Il Ministero dell’Interno ha resistito con controricorso.
Diritto
CONSIDERATO
che:
Il ricorrente censura la decisione della Corte d’Appello sotto il profilo, della violazione del D.Lgs. n. 25 del 2008, art. 32comma 3 e del D.Lgs. n. 286 del 1998, art. 5, comma 6 nonchè del D.Lgs. n. 25 del 2008, art. 8, comma 3 in relazione all’art. 360 c.p.c., comma 1, n. 3, e per il vizio di omesso esame di fatti decisivi per il giudizio già oggetto di discussione tra le parti, in riferimento all’art. 360 c.p.c., comma 1, n. 5, in quanto, la Corte territoriale aveva ritenuto irrilevante l’integrazione dell’istante nel tessuto economico italiano e lo svolgimento di un’attività lavorativa come presupposti sufficienti per la concessione della protezione umanitaria.
Il motivo è inammissibile.
La Corte d’appello ha, invero, fondato la decisione sulla considerazione che (p. 3): 1) il ricorrente si è limitato ad una generica deduzione circa il fatto che “il Bangladesh versa in una situazione di complessivo degrado sociale” (p. 2) e ad una generica allegazione circa la violazione dei diritti umani; 2) l’integrazione dell’istante nel tessuto economico italiano e lo svolgimento di un’attività lavorativa non costituiscono presupposti sufficienti per la concessione della protezione umanitaria; 3) il giudice non può intervenire in materie coperte dalla discrezionalità legislativa, condizionata anche da ragioni di bilancio; 4) l’immigrato ha mantenuto rapporti con la famiglia d’origine, circostanza che, unitamente alla sua giovane età, può consentire una sua più agevole ricollocazione in patria, senza una significativa lesione, dunque, dei suoi diritti umani. Il ricorso non censura tutte le rationes decidendi succitate, in particolare la 1) la 3) e la 4); inoltre, in maniera neppure troppo velata, si mira a una rivisitazione, inammissibile, delle questioni già dedotte nel merito.

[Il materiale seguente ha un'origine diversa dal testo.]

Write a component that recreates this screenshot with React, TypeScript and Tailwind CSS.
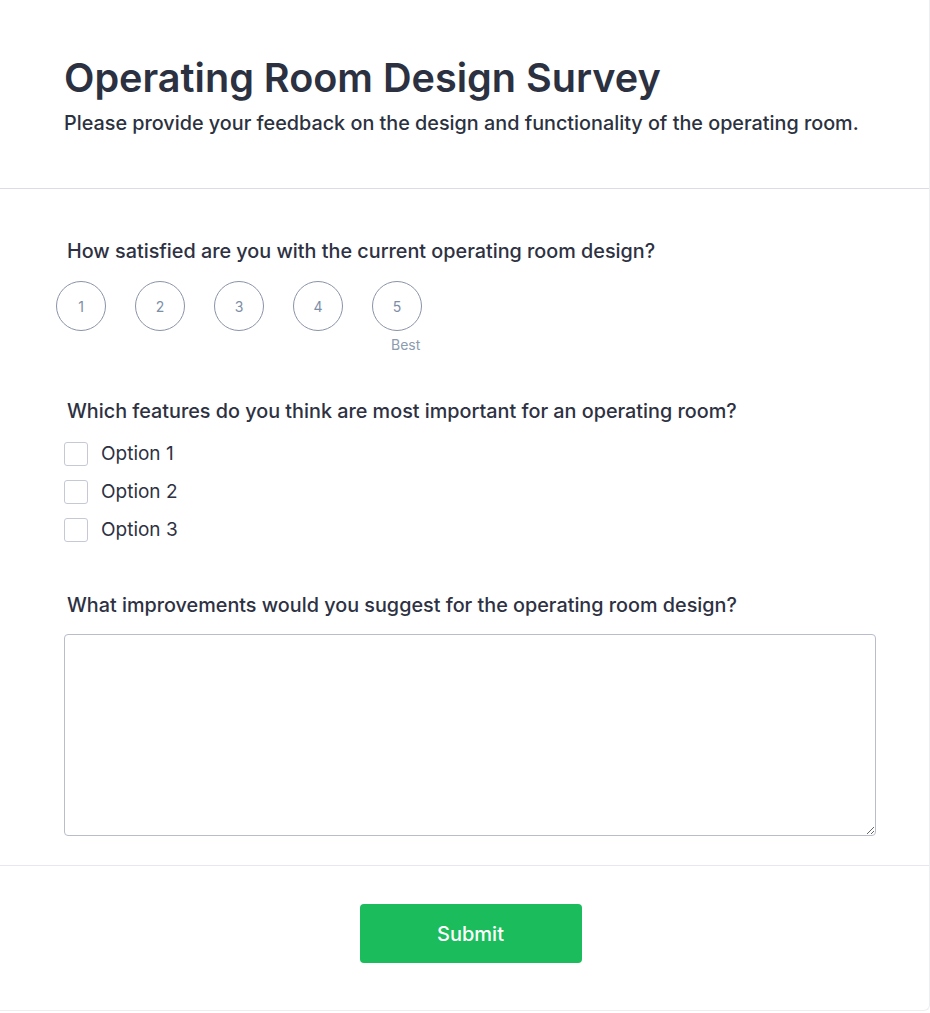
import { useState } from "react";

const font = { fontFamily: "Inter, 'Noto Sans', sans-serif" };

const Rating = () => {
  const [value, setValue] = useState<number | null>(null);
  return (
    <div className="flex gap-[29px] pl-[56px]">
      {[1, 2, 3, 4, 5].map((n) => (
        <div key={n} className="relative flex flex-col items-center">
          <button
            onClick={() => setValue(n)}
            className={`flex h-[50px] w-[50px] items-center justify-center rounded-full border border-[#8a93a8] text-[14px] text-[#7d8ea6] ${
              value === n ? "bg-[#eef1f6]" : "bg-white"
            }`}
          >
            {n}
          </button>
          {n === 5 ? (
            <span className="absolute left-[19px] top-[54px] text-[14px] leading-[20px] text-[#8b9cb0]">Best</span>
          ) : null}
        </div>
      ))}
    </div>
  );
};

export default function App() {
  return (
    <div className="min-h-screen bg-white text-[#2d3142]" style={font}>
      <div className="w-[930px] rounded-br-md border-r border-b border-[#eceef2] bg-white pb-[47px]">
        <header className="border-b border-[#dcdbe8] px-[64px] pt-[53px] pb-[53px]">
          <h1 className="text-[39.6px] font-semibold leading-[50px] text-[#2b3140]">
            Operating Room Design Survey
          </h1>
          <p className="mt-[8px] text-[19.8px] font-medium leading-[24px] text-[#2b3140]">
            Please provide your feedback on the design and functionality of the operating room.
          </p>
        </header>

        <main className="border-b border-[#e8e7f0] pt-[48px] pb-[29px]">
          <section>
            <h2 className="pl-[67px] text-[19.8px] font-medium leading-[28px]">
              How satisfied are you with the current operating room design?
            </h2>
            <div className="mt-[16px]">
              <Rating />
            </div>
          </section>

          <section className="mt-[66px] pl-[64px]">
            <h2 className="pl-[3px] text-[19.8px] font-medium leading-[28px]">
              Which features do you think are most important for an operating room?
            </h2>
            <div className="mt-[17px] flex flex-col gap-[14px]">
              {["Option 1", "Option 2", "Option 3"].map((o) => (
                <label key={o} className="flex items-center gap-[13px] text-[19px] leading-[24px]">
                  <input
                    type="checkbox"
                    className="h-[24px] w-[24px] appearance-none rounded-[3px] border border-[#c5c9d6] bg-white"
                  />
                  {o}
                </label>
              ))}
            </div>
          </section>

          <section className="mt-[49px] pl-[64px]">
            <h2 className="pl-[3px] text-[19.8px] font-medium leading-[28px]">
              What improvements would you suggest for the operating room design?
            </h2>
            <textarea className="mt-[15px] block h-[202px] w-[812px] rounded-[4px] border border-[#b9bccb] bg-white p-3 text-[16px] outline-none" />
          </section>
        </main>

        <div className="flex justify-center pt-[38px] pl-[12px]">
          <button className="h-[59px] w-[222px] rounded-[4px] bg-[#1abc5c] text-[20px] font-medium text-white">
            Submit
          </button>
        </div>
      </div>
    </div>
  );
}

Le spese di lite seguono la soccombenza e sono liquidate come in dispositivo.
Segue, la condanna al pagamento di un ulteriore importo a titolo di contributo unificato, ai sensi del D.P.R. 30 maggio 2002, n. 115, art. 13, comma 1 quater, statuizione che la Corte è tenuta ad emettere in base al solo elemento oggettivo, costituito dal tenore della pronuncia (di inammissibilità, improcedibilità o rigetto del ricorso, principale o incidentale), senza alcuna rilevanza delle condizioni soggettive della parte, come l’ammissione al patrocinio a spese dello Stato (Cass., 05/04/2019, n. 9661).
PQM
LA CORTE SUPREMA DI CASSAZIONE
Dichiara il ricorso inammissibile.
Condanna il ricorrente a pagare all’amministrazione statale le spese di lite del presente giudizio che liquida nell’importo di Euro 2.100,00, oltre spese prenotate a debito.
Ai sensi del D.P.R. n. 115 del 2002, art. 13, comma 1 quater, dà atto della sussistenza dei presupposti per il versamento da parte del ricorrente dell’ulteriore importo pari a quello dovuto per il ricorso, a norma dello stesso art. 13, comma 1 – bis.
Così deciso in Roma, nella camera di consiglio, il 30 maggio 2019.